Ab Initio Studies of Discharge Mechanism of MnO₂ in Deep-Cycled Rechargeable Zn/MnO₂ Batteries

Abstract

Rechargeable alkaline Zn/MnO 2 batteries are an attractive solution for large-scale energy storage applications. Recently, Bi and Cu additives have been used to increase the cycle life and capacity of rechargeable Zn/MnO 2 batteries, with an equivalent of the full two-electron capacity realized for many cycles, in the absence of zinc. However, the mechanism of the effect of Bi and Cu on the performance of rechargeable Zn/MnO 2 batteries has not been investigated in detail. We apply first-principles density functional computational methods to study the discharge mechanisms of the unmodified and Bi/Cu-modified γ -MnO 2 electrodes in rechargeable alkaline Zn/MnO 2 batteries.
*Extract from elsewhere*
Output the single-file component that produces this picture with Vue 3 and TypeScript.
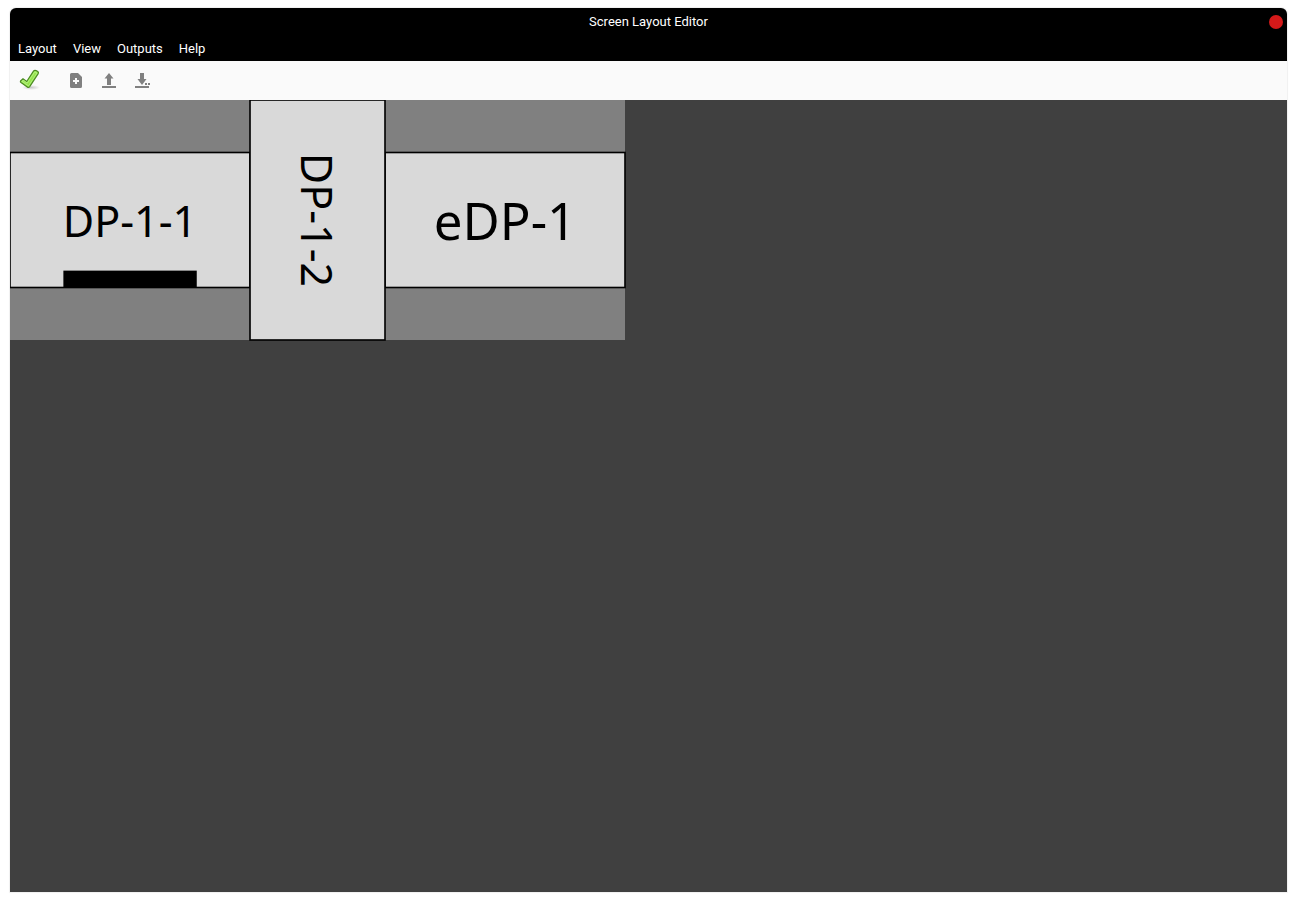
<script setup lang="ts">
interface Output {
  name: string
  x: number
  y: number
  width: number
  height: number
  rotated: boolean
  primary: boolean
  size: 'regular' | 'large'
  baseline: number
}

const menus: string[] = ['Layout', 'View', 'Outputs', 'Help']

// Coordinates are in real screen pixels; the canvas shows them at 1:8.
const outputs: Output[] = [
  { name: 'DP-1-1', x: 0, y: 420, width: 1920, height: 1080, rotated: false, primary: true, size: 'regular', baseline: 136 },
  { name: 'eDP-1', x: 3000, y: 420, width: 1920, height: 1080, rotated: false, primary: false, size: 'large', baseline: 160 },
  { name: 'DP-1-2', x: 1920, y: 0, width: 1080, height: 1920, rotated: true, primary: false, size: 'regular', baseline: 136 },
]

function place(o: Output): string {
  const move = `translate(${o.x + o.width / 2} ${o.y + o.height / 2})`
  return o.rotated ? `${move} rotate(90)` : move
}
</script>

<template>
  <div class="window">
    <header class="titlebar">
      <h1 class="title">Screen Layout Editor</h1>
      <button class="close" type="button" aria-label="Close"></button>
    </header>

    <nav class="menubar">
      <button v-for="menu in menus" :key="menu" class="menu" type="button">{{ menu }}</button>
    </nav>

    <div class="toolbar" role="toolbar">
      <button class="tool apply" type="button" aria-label="Apply">
        <svg width="24" height="24" viewBox="0 0 24 24">
          <defs>
            <radialGradient id="shade">
              <stop offset="0" stop-color="#000" stop-opacity=".2" />
              <stop offset="1" stop-color="#000" stop-opacity="0" />
            </radialGradient>
            <linearGradient id="leaf" x1="0" y1="0" x2="1" y2="1">
              <stop offset="0" stop-color="#a8ec68" />
              <stop offset="1" stop-color="#84dc35" />
            </linearGradient>
          </defs>
          <ellipse cx="13" cy="19.5" rx="9" ry="2.5" fill="url(#shade)" />
          <path d="M2.5 13 L5 10.7 L8.7 13.5 L15.5 3.2 Q16.3 2 18 2.5 L19.8 3.5 Q20.9 4.3 20.2 5.6 L11.7 18.6 Q10.7 20 9.3 19 L3 14.5 Q2 13.7 2.5 13Z" fill="url(#leaf)" stroke="#4a8a22" stroke-width="1.2" />
          <path d="M4 13.3 L5.2 12.1 L9.2 15.2 L16.7 3.9 L19 5 L10.5 17.9 L4 13.3Z" fill="none" stroke="#c0f592" stroke-width=".7" />
        </svg>
      </button>
      <button class="tool" type="button" aria-label="New">
        <svg width="24" height="24" viewBox="0 0 24 24">
          <path fill="#808080" fill-rule="evenodd" d="M7.5 5H14L18 9V18.5Q18 20 16.5 20H7.5Q6 20 6 18.5V6.5Q6 5 7.5 5ZM11 10V12H9V14H11V16H13V14H15V12H13V10Z" />
        </svg>
      </button>
      <button class="tool" type="button" aria-label="Open">
        <svg width="24" height="24" viewBox="0 0 24 24">
          <path fill="#808080" d="M12 5L16.5 10.5H14V17H10V10.500H7.5ZM5 18H19V20H5Z" />
        </svg>
      </button>
      <button class="tool" type="button" aria-label="Save as">
        <svg width="24" height="24" viewBox="0 0 24 24">
          <path fill="#808080" d="M10 5H14V11H16.5L12 17L7.5 11H10ZM5 18H19V20H5ZM15 15H17V17H15ZM18 15H20V17H18Z" />
        </svg>
      </button>
    </div>

    <main class="canvas">
      <svg class="screen" width="615" height="240" viewBox="0 0 4920 1920">
        <rect class="area" width="4920" height="1920" />
        <g v-for="o in outputs" :key="o.name">
          <rect class="output" :x="o.x" :y="o.y" :width="o.width" :height="o.height" />
          <rect v-if="o.primary" class="primary" :x="o.x + 427" :y="o.y + 945" width="1067" height="135" />
          <text class="name" :class="o.size" :transform="place(o)" :y="o.baseline">{{ o.name }}</text>
        </g>
      </svg>
    </main>
  </div>
</template>

<style>
html,
body {
  background: #fff;
}
</style>

<style scoped>
.window {
  box-sizing: border-box;
  display: flex;
  flex-direction: column;
  min-height: calc(100vh - 18px);
  margin: 8px 10px 10px;
  border-radius: 6px 6px 0 0;
  background: #000;
  box-shadow: 0 0 1px 1px #f0f0f0;
  font-family: Roboto, "Liberation Sans", sans-serif;
  font-size: 13px;
  color: #fff;
}

.titlebar {
  display: grid;
  grid-template-columns: 1fr auto 1fr;
  align-items: center;
  height: 27px;
  padding: 0 4px;
}

.title {
  grid-column: 2;
  margin: 0;
  font-size: 13px;
  font-weight: 400;
  line-height: 20px;
}

.close {
  justify-self: end;
  width: 14px;
  height: 14px;
  padding: 0;
  border: 0;
  border-radius: 50%;
  background: #d41919;
}

.menubar {
  display: flex;
  padding-top: 2px;
}

.menu {
  padding: 0 8px;
  border: 0;
  background: none;
  color: inherit;
  font: inherit;
  line-height: 24px;
}

.toolbar {
  display: flex;
  gap: 9px;
  padding: 7px 8px 8px;
  background: #fafafa;
}

.tool {
  width: 24px;
  height: 24px;
  padding: 0;
  border: 0;
  background: none;
}

.tool svg {
  display: block;
}

.apply {
  margin-right: 13px;
}

.canvas {
  flex: 1;
  overflow: hidden;
  background: #404040;
}

.screen {
  display: block;
  overflow: visible;
}

.area {
  fill: #808080;
}

.output {
  fill: #d9d9d9;
  stroke: #000;
  stroke-width: 13;
}

.primary {
  fill: #000;
}

.name {
  fill: #000;
  font-family: "Noto Sans", sans-serif;
  text-anchor: middle;
}

.regular {
  font-size: 344px;
}

.large {
  font-size: 408px;
}
</style>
Using the results of our calculations, we analyze the possible redox reaction pathways in the γ -MnO 2 electrode and identify the electrochemical processes leading to the formation of irreversible discharge reaction products, such as hausmannite and hetaerolite. Our study demonstrates the possibility of formation of intermediate Bi-Mn and Cu-Mn oxides in deep-cycled Bi/Cu-modified MnO 2 electrodes. The formation of intermediate Bi-Mn and Cu-Mn oxides could reduce the rate of accumulation of irreversible reaction products in the MnO 2 electrode and improve the rechargeability and cyclability of Zn/MnO 2 batteries.